start DATA BLOCK
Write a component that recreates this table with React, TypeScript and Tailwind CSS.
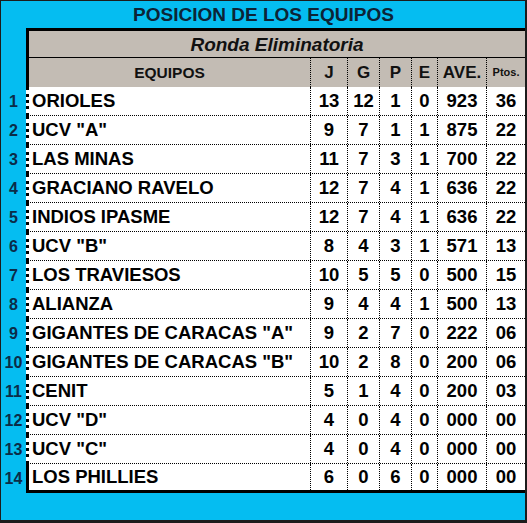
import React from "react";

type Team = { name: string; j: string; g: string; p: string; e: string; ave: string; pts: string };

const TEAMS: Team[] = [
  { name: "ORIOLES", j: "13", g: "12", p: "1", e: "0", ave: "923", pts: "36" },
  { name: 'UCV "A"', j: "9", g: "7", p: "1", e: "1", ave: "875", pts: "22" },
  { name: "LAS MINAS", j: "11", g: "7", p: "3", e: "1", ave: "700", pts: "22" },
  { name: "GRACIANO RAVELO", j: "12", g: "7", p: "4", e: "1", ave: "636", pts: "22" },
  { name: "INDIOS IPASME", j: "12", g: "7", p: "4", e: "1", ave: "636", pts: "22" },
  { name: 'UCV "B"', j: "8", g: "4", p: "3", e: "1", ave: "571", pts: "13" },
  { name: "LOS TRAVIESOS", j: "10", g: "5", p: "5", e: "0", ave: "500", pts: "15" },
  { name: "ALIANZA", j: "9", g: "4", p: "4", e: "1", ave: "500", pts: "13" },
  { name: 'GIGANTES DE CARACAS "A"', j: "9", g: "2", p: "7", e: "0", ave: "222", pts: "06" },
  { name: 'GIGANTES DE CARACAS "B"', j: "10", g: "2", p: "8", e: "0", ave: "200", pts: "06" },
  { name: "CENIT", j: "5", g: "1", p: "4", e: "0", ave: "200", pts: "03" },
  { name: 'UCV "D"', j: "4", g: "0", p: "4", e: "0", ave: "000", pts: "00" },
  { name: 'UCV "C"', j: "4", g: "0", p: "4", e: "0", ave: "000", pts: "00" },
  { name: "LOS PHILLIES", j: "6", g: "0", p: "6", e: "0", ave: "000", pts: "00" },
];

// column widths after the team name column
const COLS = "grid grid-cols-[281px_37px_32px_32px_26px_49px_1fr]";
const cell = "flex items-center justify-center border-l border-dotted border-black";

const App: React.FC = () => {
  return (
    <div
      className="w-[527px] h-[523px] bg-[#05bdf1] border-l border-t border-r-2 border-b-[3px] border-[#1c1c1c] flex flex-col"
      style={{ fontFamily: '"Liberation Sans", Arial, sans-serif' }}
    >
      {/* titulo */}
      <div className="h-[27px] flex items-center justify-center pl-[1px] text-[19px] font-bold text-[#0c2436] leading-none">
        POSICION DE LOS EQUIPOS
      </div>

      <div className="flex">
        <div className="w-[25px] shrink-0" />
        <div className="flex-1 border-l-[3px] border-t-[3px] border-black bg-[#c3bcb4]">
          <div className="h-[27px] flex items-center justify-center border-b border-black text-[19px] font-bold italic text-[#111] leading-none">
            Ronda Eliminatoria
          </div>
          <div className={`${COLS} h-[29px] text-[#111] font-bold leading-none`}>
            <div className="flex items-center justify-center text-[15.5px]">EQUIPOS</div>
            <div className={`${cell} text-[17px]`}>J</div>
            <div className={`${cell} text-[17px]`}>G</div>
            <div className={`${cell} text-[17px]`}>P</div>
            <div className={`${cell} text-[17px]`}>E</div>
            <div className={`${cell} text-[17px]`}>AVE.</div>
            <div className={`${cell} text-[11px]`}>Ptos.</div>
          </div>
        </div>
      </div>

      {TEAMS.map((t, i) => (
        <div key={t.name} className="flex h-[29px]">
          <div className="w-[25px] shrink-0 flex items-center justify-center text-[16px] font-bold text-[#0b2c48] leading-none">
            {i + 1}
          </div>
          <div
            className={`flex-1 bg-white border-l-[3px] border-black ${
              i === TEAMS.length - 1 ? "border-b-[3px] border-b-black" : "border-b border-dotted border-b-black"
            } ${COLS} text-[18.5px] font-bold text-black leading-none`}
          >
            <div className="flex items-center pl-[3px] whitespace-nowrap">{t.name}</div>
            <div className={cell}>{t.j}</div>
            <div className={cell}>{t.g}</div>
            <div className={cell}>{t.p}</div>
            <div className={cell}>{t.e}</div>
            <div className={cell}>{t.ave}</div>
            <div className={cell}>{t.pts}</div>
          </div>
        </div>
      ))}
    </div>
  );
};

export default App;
end DATA BLOCK
Begin at the first line of the material and copy each line exactly through the one containing "string; j: string;". Omit pictures.

Write a component that recreates this table with React, TypeScript and Tailwind CSS.
import React from "react";

type Team = { name: string; j: string; g: string; p: string; e: string; ave: string; pts: string };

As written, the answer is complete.